Birds and nests at Running Deer CIC

As we approach the mid-point of the Summer term, just a few weeks until the approaching Summer solstice, the woods at Butterdon are bursting with life. The trees are fully in leaf, providing welcome shade from the late May sun, and the sound of birdsong fills the air.

Birds and nests

May is the busiest month for birds, as they nest, lay eggs and care for their young. Here at Running Deer it is easy to spot a number of interesting and beautiful birds going around their daily business. One of the most interesting things we’ve seen is the level of ingenuity that goes into choosing a nesting site. There a few unique nesting locations here at Butterdon.

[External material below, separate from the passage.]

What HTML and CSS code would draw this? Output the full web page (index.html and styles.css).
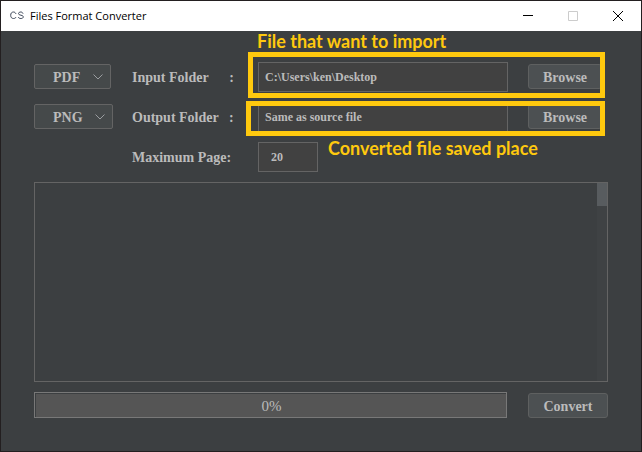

Right next to main camp, in the busiest part of the woods, we have a pair of treecreepers nesting in our firewood store. They moved in during the Easter holidays, perhaps not knowing that they were building their new home in the middle of a school. They seem to be quite happy though, and are un-phased when we grab some wood for the fire. They can often be spotted flying in and out from tree to tree, scurrying along trunks and branches in the unique manner that gives them their name. Treecreepers are attractive little birds, speckly brown on top with white chests. They are native to the uk and feed on insects, spiders and some seeds during winter.

At our main entrance we have some squatters. Some of our feathered friends have moved into one of our dormouse boxes. The boxes were put up by the Woodland Trust a few years ago to encourage and monitor the local dormouse population. This particular location has been adopted by an opportunistic bluetit family though. They can be seen going in and out every few minutes. If you listen carefully you can hear some scratching inside, so there’s definitely a few chicks inside keeping them busy.

Innovative Wrens

The most ingenious nest location though has to be the wren’s nest. This enterprising couple has built their nest in a coiled length of rope next to our tool store. If you look carefully into the rope coil you can see two big wide open beaks of the little chicks waiting to be fed. Wren’s are one of the smallest songbirds, but they’re also one of the loudest. The chicks are already getting pretty vocal, encouraging their hardworking parents to hurry up with the food!

There are plenty of other species which are easily spotted in our woods. We have chaffinches, robins, nuthatches, and plenty of blackbirds that make up our feathered choir. There is also a cuckoo on site and we’ve had visits from goldfinches and swallows too. The birds are a wonderful part of our environment and entertain us every day.